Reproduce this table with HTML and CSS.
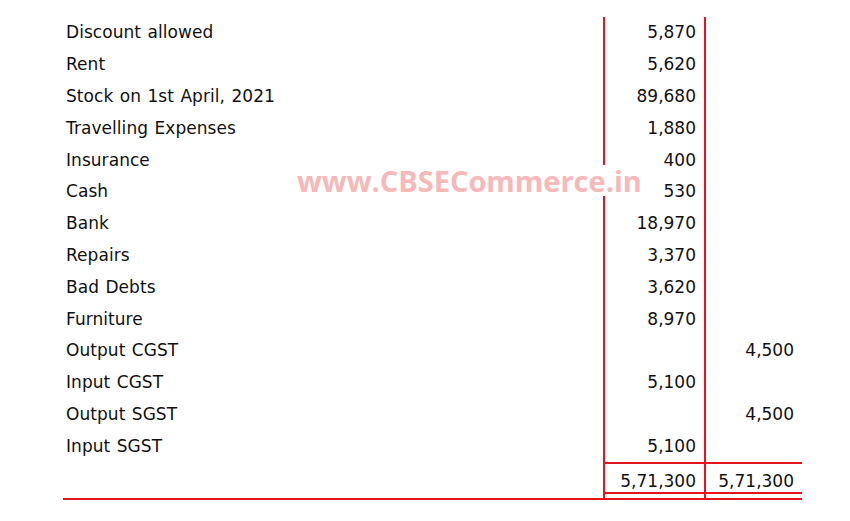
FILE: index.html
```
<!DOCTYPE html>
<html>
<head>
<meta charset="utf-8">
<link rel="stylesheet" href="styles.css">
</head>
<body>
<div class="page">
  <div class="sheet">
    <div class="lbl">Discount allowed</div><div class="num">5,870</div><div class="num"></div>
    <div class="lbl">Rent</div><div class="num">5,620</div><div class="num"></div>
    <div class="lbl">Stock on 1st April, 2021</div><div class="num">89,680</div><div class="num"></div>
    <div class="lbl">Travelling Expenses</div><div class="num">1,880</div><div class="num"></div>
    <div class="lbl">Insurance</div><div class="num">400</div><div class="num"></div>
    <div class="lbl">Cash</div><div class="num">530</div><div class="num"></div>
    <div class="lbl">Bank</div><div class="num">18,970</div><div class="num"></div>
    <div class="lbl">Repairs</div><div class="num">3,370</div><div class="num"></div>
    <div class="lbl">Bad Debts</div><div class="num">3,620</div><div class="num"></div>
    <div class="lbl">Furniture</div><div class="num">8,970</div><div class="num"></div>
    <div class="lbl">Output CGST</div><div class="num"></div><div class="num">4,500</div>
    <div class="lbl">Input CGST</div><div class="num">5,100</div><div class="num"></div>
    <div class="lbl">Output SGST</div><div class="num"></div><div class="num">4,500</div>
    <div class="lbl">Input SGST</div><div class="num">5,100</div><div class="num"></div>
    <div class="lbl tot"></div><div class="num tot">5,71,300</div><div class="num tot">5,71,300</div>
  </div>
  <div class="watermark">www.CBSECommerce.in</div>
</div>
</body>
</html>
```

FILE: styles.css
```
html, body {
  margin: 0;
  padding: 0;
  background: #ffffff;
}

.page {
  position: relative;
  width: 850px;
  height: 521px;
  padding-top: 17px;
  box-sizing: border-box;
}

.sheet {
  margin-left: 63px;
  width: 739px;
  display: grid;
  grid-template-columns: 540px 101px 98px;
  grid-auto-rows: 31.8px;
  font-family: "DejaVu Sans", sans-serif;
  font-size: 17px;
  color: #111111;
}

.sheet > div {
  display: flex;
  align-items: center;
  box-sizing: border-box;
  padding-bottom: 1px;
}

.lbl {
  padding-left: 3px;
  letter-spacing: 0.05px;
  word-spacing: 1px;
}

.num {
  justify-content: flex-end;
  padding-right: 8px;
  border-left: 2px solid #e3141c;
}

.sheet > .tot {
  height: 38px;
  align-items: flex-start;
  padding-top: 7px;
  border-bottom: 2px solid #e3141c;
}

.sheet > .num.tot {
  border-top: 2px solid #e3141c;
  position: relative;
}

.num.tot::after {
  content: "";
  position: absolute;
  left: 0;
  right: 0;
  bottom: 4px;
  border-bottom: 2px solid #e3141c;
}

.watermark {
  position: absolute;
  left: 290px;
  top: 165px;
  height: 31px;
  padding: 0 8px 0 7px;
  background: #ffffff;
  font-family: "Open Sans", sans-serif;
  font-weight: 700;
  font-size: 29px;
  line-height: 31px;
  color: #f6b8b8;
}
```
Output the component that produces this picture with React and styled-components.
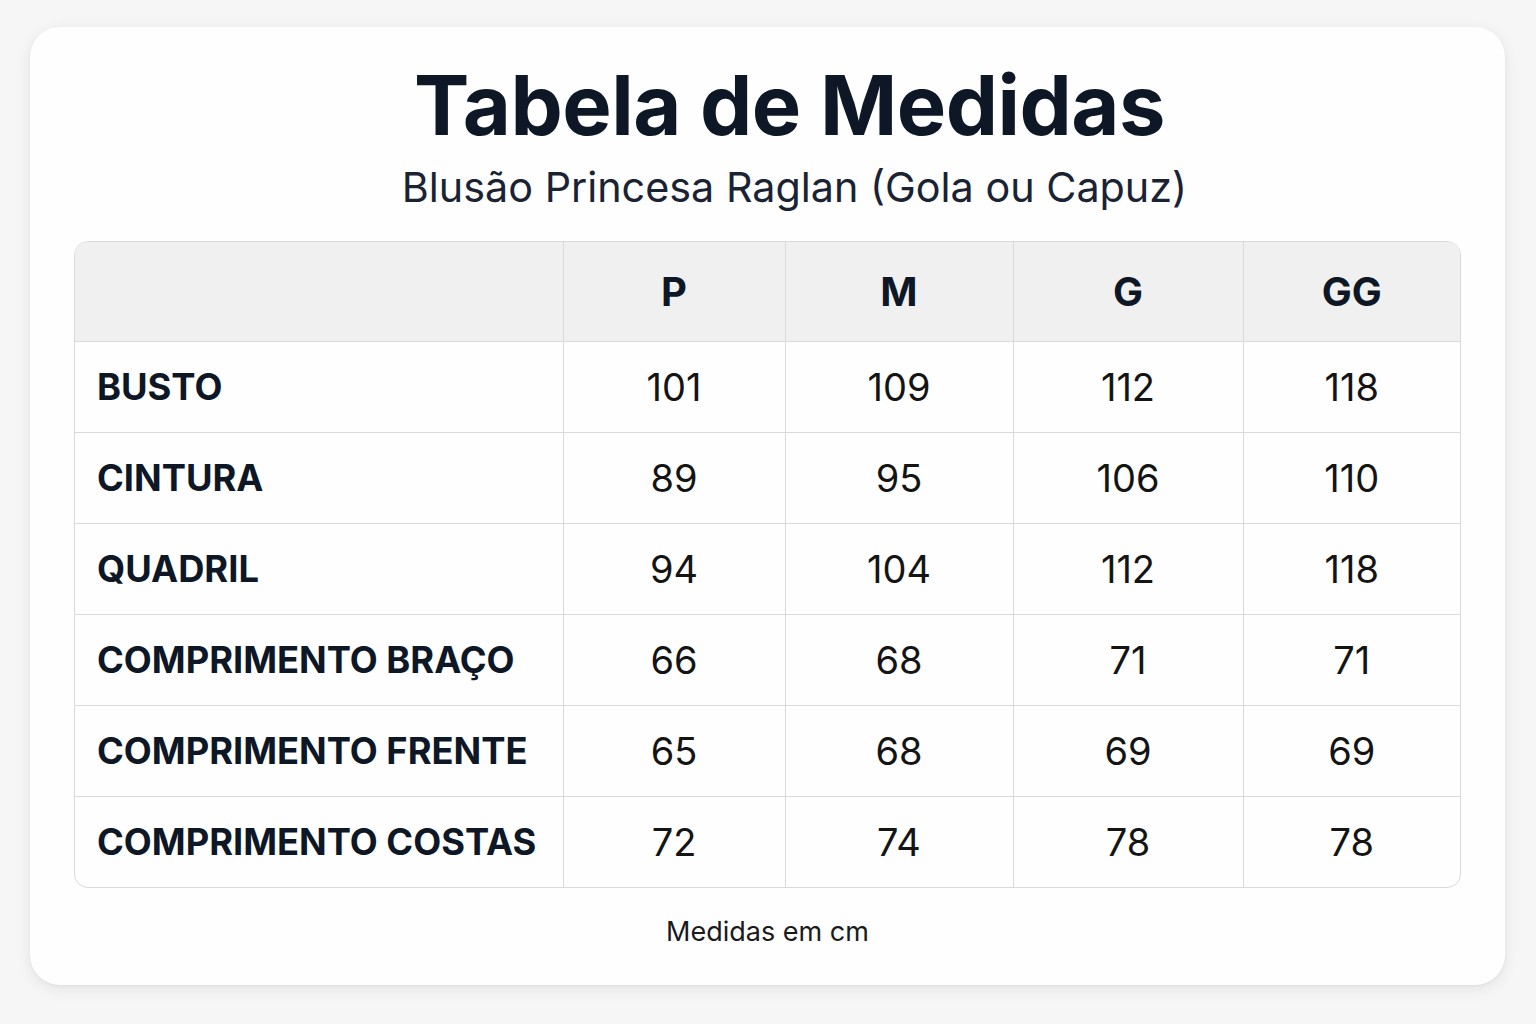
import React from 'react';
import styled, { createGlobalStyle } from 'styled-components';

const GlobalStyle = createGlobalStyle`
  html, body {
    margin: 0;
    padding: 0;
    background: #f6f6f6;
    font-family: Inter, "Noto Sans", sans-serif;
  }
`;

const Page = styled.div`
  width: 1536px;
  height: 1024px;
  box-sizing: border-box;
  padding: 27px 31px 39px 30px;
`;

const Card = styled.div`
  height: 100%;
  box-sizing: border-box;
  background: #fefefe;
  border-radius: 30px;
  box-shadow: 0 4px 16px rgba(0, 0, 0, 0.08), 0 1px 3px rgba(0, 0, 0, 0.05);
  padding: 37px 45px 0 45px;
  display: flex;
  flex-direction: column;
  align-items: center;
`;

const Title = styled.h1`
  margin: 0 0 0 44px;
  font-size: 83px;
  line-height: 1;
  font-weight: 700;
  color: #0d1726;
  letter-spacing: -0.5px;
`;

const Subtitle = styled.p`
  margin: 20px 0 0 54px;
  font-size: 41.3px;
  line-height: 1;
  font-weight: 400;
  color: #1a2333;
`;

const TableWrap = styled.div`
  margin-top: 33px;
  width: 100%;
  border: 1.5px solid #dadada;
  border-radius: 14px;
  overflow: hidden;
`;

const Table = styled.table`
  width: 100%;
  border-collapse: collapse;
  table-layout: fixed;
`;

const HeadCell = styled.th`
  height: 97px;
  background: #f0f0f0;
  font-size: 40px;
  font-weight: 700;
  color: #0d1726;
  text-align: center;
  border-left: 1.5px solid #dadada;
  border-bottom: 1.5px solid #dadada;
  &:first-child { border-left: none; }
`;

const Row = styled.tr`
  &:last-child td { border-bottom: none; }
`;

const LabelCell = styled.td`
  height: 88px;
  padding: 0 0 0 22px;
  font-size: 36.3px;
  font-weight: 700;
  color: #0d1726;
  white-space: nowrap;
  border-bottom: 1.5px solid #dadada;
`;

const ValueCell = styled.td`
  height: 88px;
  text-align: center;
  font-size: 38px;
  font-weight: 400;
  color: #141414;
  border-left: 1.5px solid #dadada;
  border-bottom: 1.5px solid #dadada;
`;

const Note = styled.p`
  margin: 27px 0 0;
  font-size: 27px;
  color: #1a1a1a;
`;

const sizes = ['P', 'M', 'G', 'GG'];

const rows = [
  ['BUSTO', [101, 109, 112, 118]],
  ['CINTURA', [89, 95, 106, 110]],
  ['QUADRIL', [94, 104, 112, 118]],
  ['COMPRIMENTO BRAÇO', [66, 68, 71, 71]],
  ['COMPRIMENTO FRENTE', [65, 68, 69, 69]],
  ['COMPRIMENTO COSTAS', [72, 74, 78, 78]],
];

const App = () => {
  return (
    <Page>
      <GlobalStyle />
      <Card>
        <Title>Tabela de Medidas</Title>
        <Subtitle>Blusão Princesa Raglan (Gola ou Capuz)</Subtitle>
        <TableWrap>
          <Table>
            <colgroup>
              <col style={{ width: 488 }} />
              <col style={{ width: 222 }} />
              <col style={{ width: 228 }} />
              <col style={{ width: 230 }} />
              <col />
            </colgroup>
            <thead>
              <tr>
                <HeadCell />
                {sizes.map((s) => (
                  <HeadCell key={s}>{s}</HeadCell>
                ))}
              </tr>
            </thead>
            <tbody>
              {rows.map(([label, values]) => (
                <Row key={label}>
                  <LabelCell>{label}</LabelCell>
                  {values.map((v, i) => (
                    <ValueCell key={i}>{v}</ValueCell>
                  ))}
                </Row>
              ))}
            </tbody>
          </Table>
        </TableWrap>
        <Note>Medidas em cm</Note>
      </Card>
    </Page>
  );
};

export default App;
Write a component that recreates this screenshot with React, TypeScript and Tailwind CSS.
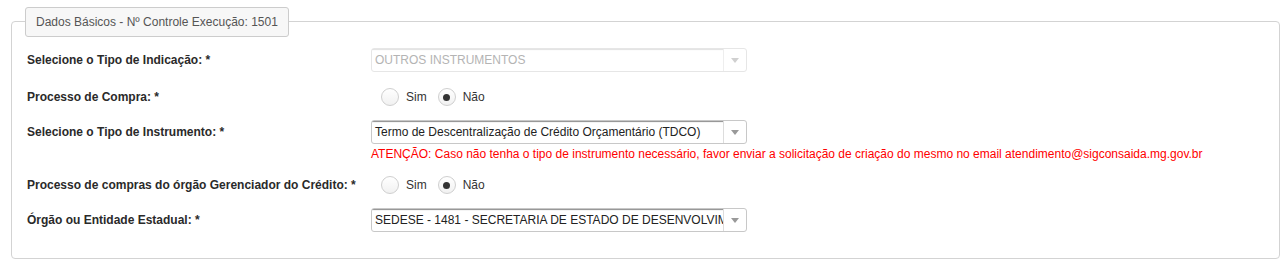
════════
**Work instructions:** Take the listing above and print it exactly, apart from the pictures.

**Correct response:**
Reproduce this table with HTML and CSS.
FILE: index.html
```
<!DOCTYPE html>
<html>
<head>
<meta charset="utf-8">
<link rel="stylesheet" href="styles.css">
</head>
<body>
<div class="page">
  <div class="sheet">
    <div class="lbl">Discount allowed</div><div class="num">5,870</div><div class="num"></div>
    <div class="lbl">Rent</div><div class="num">5,620</div><div class="num"></div>
    <div class="lbl">Stock on 1st April, 2021</div><div class="num">89,680</div><div class="num"></div>
    <div class="lbl">Travelling Expenses</div><div class="num">1,880</div><div class="num"></div>
    <div class="lbl">Insurance</div><div class="num">400</div><div class="num"></div>
    <div class="lbl">Cash</div><div class="num">530</div><div class="num"></div>
    <div class="lbl">Bank</div><div class="num">18,970</div><div class="num"></div>
    <div class="lbl">Repairs</div><div class="num">3,370</div><div class="num"></div>
    <div class="lbl">Bad Debts</div><div class="num">3,620</div><div class="num"></div>
    <div class="lbl">Furniture</div><div class="num">8,970</div><div class="num"></div>
    <div class="lbl">Output CGST</div><div class="num"></div><div class="num">4,500</div>
    <div class="lbl">Input CGST</div><div class="num">5,100</div><div class="num"></div>
    <div class="lbl">Output SGST</div><div class="num"></div><div class="num">4,500</div>
    <div class="lbl">Input SGST</div><div class="num">5,100</div><div class="num"></div>
    <div class="lbl tot"></div><div class="num tot">5,71,300</div><div class="num tot">5,71,300</div>
  </div>
  <div class="watermark">www.CBSECommerce.in</div>
</div>
</body>
</html>
```

FILE: styles.css
```
html, body {
  margin: 0;
  padding: 0;
  background: #ffffff;
}

.page {
  position: relative;
  width: 850px;
  height: 521px;
  padding-top: 17px;
  box-sizing: border-box;
}

.sheet {
  margin-left: 63px;
  width: 739px;
  display: grid;
  grid-template-columns: 540px 101px 98px;
  grid-auto-rows: 31.8px;
  font-family: "DejaVu Sans", sans-serif;
  font-size: 17px;
  color: #111111;
}

.sheet > div {
  display: flex;
  align-items: center;
  box-sizing: border-box;
  padding-bottom: 1px;
}

.lbl {
  padding-left: 3px;
  letter-spacing: 0.05px;
  word-spacing: 1px;
}

.num {
  justify-content: flex-end;
  padding-right: 8px;
  border-left: 2px solid #e3141c;
}

.sheet > .tot {
  height: 38px;
  align-items: flex-start;
  padding-top: 7px;
  border-bottom: 2px solid #e3141c;
}

.sheet > .num.tot {
  border-top: 2px solid #e3141c;
  position: relative;
}

.num.tot::after {
  content: "";
  position: absolute;
  left: 0;
  right: 0;
  bottom: 4px;
  border-bottom: 2px solid #e3141c;
}

.watermark {
  position: absolute;
  left: 290px;
  top: 165px;
  height: 31px;
  padding: 0 8px 0 7px;
  background: #ffffff;
  font-family: "Open Sans", sans-serif;
  font-weight: 700;
  font-size: 29px;
  line-height: 31px;
  color: #f6b8b8;
}
```
Output the component that produces this picture with React and styled-components.
import React from 'react';
import styled, { createGlobalStyle } from 'styled-components';

const GlobalStyle = createGlobalStyle`
  html, body {
    margin: 0;
    padding: 0;
    background: #f6f6f6;
    font-family: Inter, "Noto Sans", sans-serif;
  }
`;

const Page = styled.div`
  width: 1536px;
  height: 1024px;
  box-sizing: border-box;
  padding: 27px 31px 39px 30px;
`;

const Card = styled.div`
  height: 100%;
  box-sizing: border-box;
  background: #fefefe;
  border-radius: 30px;
  box-shadow: 0 4px 16px rgba(0, 0, 0, 0.08), 0 1px 3px rgba(0, 0, 0, 0.05);
  padding: 37px 45px 0 45px;
  display: flex;
  flex-direction: column;
  align-items: center;
`;

const Title = styled.h1`
  margin: 0 0 0 44px;
  font-size: 83px;
  line-height: 1;
  font-weight: 700;
  color: #0d1726;
  letter-spacing: -0.5px;
`;

const Subtitle = styled.p`
  margin: 20px 0 0 54px;
  font-size: 41.3px;
  line-height: 1;
  font-weight: 400;
  color: #1a2333;
`;

const TableWrap = styled.div`
  margin-top: 33px;
  width: 100%;
  border: 1.5px solid #dadada;
  border-radius: 14px;
  overflow: hidden;
`;

const Table = styled.table`
  width: 100%;
  border-collapse: collapse;
  table-layout: fixed;
`;

const HeadCell = styled.th`
  height: 97px;
  background: #f0f0f0;
  font-size: 40px;
  font-weight: 700;
  color: #0d1726;
  text-align: center;
  border-left: 1.5px solid #dadada;
  border-bottom: 1.5px solid #dadada;
  &:first-child { border-left: none; }
`;

const Row = styled.tr`
  &:last-child td { border-bottom: none; }
`;

const LabelCell = styled.td`
  height: 88px;
  padding: 0 0 0 22px;
  font-size: 36.3px;
  font-weight: 700;
  color: #0d1726;
  white-space: nowrap;
  border-bottom: 1.5px solid #dadada;
`;

const ValueCell = styled.td`
  height: 88px;
  text-align: center;
  font-size: 38px;
  font-weight: 400;
  color: #141414;
  border-left: 1.5px solid #dadada;
  border-bottom: 1.5px solid #dadada;
`;

const Note = styled.p`
  margin: 27px 0 0;
  font-size: 27px;
  color: #1a1a1a;
`;

const sizes = ['P', 'M', 'G', 'GG'];

const rows = [
  ['BUSTO', [101, 109, 112, 118]],
  ['CINTURA', [89, 95, 106, 110]],
  ['QUADRIL', [94, 104, 112, 118]],
  ['COMPRIMENTO BRAÇO', [66, 68, 71, 71]],
  ['COMPRIMENTO FRENTE', [65, 68, 69, 69]],
  ['COMPRIMENTO COSTAS', [72, 74, 78, 78]],
];

const App = () => {
  return (
    <Page>
      <GlobalStyle />
      <Card>
        <Title>Tabela de Medidas</Title>
        <Subtitle>Blusão Princesa Raglan (Gola ou Capuz)</Subtitle>
        <TableWrap>
          <Table>
            <colgroup>
              <col style={{ width: 488 }} />
              <col style={{ width: 222 }} />
              <col style={{ width: 228 }} />
              <col style={{ width: 230 }} />
              <col />
            </colgroup>
            <thead>
              <tr>
                <HeadCell />
                {sizes.map((s) => (
                  <HeadCell key={s}>{s}</HeadCell>
                ))}
              </tr>
            </thead>
            <tbody>
              {rows.map(([label, values]) => (
                <Row key={label}>
                  <LabelCell>{label}</LabelCell>
                  {values.map((v, i) => (
                    <ValueCell key={i}>{v}</ValueCell>
                  ))}
                </Row>
              ))}
            </tbody>
          </Table>
        </TableWrap>
        <Note>Medidas em cm</Note>
      </Card>
    </Page>
  );
};

export default App;
Write a component that recreates this screenshot with React, TypeScript and Tailwind CSS.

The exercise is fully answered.